INSTRUCTION: Lines containing the string "this" are to be counted. Write only how many there are.

-- Start of RECORDS SUPPLIED --

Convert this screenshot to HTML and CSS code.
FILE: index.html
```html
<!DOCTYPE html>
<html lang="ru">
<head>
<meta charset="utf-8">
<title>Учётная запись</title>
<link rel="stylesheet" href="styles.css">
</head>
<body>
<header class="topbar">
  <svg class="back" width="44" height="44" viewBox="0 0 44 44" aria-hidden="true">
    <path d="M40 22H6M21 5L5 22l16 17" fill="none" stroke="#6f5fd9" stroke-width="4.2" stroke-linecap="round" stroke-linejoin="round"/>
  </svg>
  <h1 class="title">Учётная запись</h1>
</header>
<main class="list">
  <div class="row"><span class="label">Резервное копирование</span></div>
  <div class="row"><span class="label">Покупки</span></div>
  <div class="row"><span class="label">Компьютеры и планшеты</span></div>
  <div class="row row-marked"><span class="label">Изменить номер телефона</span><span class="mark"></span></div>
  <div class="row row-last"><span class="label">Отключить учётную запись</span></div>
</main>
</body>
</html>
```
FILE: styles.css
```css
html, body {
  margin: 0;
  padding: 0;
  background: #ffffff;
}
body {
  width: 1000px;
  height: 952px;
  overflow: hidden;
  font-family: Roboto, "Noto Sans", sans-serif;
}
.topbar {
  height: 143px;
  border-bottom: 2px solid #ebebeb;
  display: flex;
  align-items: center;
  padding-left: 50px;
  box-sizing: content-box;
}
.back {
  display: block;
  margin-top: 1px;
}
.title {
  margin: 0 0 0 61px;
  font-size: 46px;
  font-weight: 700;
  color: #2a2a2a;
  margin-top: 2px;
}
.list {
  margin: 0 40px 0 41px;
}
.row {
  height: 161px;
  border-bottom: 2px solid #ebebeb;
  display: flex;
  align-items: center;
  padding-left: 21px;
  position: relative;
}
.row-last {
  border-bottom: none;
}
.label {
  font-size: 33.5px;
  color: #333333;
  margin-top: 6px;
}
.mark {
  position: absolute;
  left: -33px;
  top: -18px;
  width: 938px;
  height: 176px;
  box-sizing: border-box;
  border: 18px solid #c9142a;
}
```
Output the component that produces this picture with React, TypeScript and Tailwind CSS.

-- End of RECORDS SUPPLIED --

CORRECT ANSWER: 2